German Navy submarine U 35 is returning home to the Eckernförde naval base after more than three months of operations in the Mediterranean Sea as part of the EU operation Irini.
As part of the operation, the Type 212 diesel-electric submarine helped enforce a United Nations arms embargo on Libya, as well as monitor and gather information on illicit exports of petroleum, crude oil and refined petroleum products. Another aspect of the mission is to disrupt smuggling activities on refugee routes in the Mediterranean.
U 35 is set to return to its Baltic Sea homeport on October 15, under the command of 34-year-old corvette captain (lieutenant commander) Oliver Brux.

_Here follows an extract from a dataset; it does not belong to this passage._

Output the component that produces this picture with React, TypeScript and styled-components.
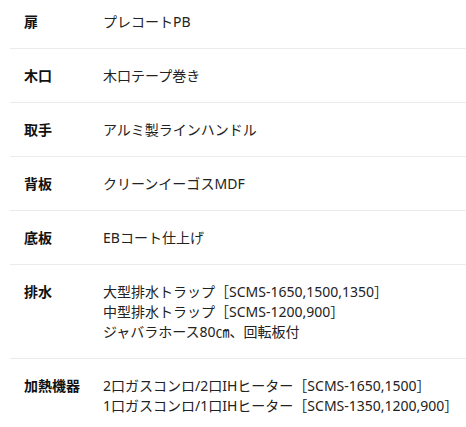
import styled, { createGlobalStyle } from 'styled-components';

const GlobalStyle = createGlobalStyle`
  body {
    margin: 0;
    background: #fff;
    font-family: "Noto Sans", "Noto Sans CJK JP", sans-serif;
    color: #222;
  }
`;

const specs: { label: string; lines: string[] }[] = [
  { label: '扉', lines: ['プレコートPB'] },
  { label: '木口', lines: ['木口テープ巻き'] },
  { label: '取手', lines: ['アルミ製ラインハンドル'] },
  { label: '背板', lines: ['クリーンイーゴスMDF'] },
  { label: '底板', lines: ['EBコート仕上げ'] },
  {
    label: '排水',
    lines: ['大型排水トラップ［SCMS-1650,1500,1350］', '中型排水トラップ［SCMS-1200,900］', 'ジャバラホース80㎝、回転板付'],
  },
  {
    label: '加熱機器',
    lines: ['2口ガスコンロ/2口IHヒーター［SCMS-1650,1500］', '1口ガスコンロ/1口IHヒーター［SCMS-1350,1200,900］'],
  },
];

function App() {
  return (
    <>
      <GlobalStyle />
      <SpecTable>
        {specs.map((spec) => (
          <Row key={spec.label}>
            <Label>{spec.label}</Label>
            <Value>
              {spec.lines.map((line) => (
                <Line key={line}>{line}</Line>
              ))}
            </Value>
          </Row>
        ))}
      </SpecTable>
    </>
  );
}
export default App;

const SpecTable = styled.div`
  margin: -5px 0 0 10px;
  display: flex;
  flex-direction: column;
`;

const Row = styled.div`
  display: grid;
  grid-template-columns: 79px 1fr;
  padding: 17px 0 16px;
  border-bottom: 1px solid #ebebeb;
  font-size: 14px;
  line-height: 20px;
`;

const Label = styled.div`
  padding-left: 14px;
  font-weight: 700;
  color: #111;
`;

const Value = styled.div`
  padding-left: 14px;
  display: flex;
  flex-direction: column;
`;

const Line = styled.div`
  white-space: nowrap;
`;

“Our main task in the unit was the image reconnaissance of suspicious ships and boats and thus also the collection of information,” said commander Brux.
The area of operations extended from the central and southern Mediterranean, south of the island of Sicily to the territorial waters of Libya and Tunisia. The crew cooperated with Italy, Greece and Portugal during their deployment.
According to the German Navy, the role of the German submarine was to serve as a long-range reconnaissance platform, with sonar systems that can monitor ship movements over a wide radius.
U35 is one of six Type 212 German Navy submarines in service, with two more to come, under the Type 212CD (Common Design) program Germany is undertaking with Norway. German shipbuilder thyssenkrupp Marine Systems received a contract worth 5.5 billion Euro (approx. $6.5B) for the construction of six identical Type 212CD submarines for the navies of Norway and Germany in July this year.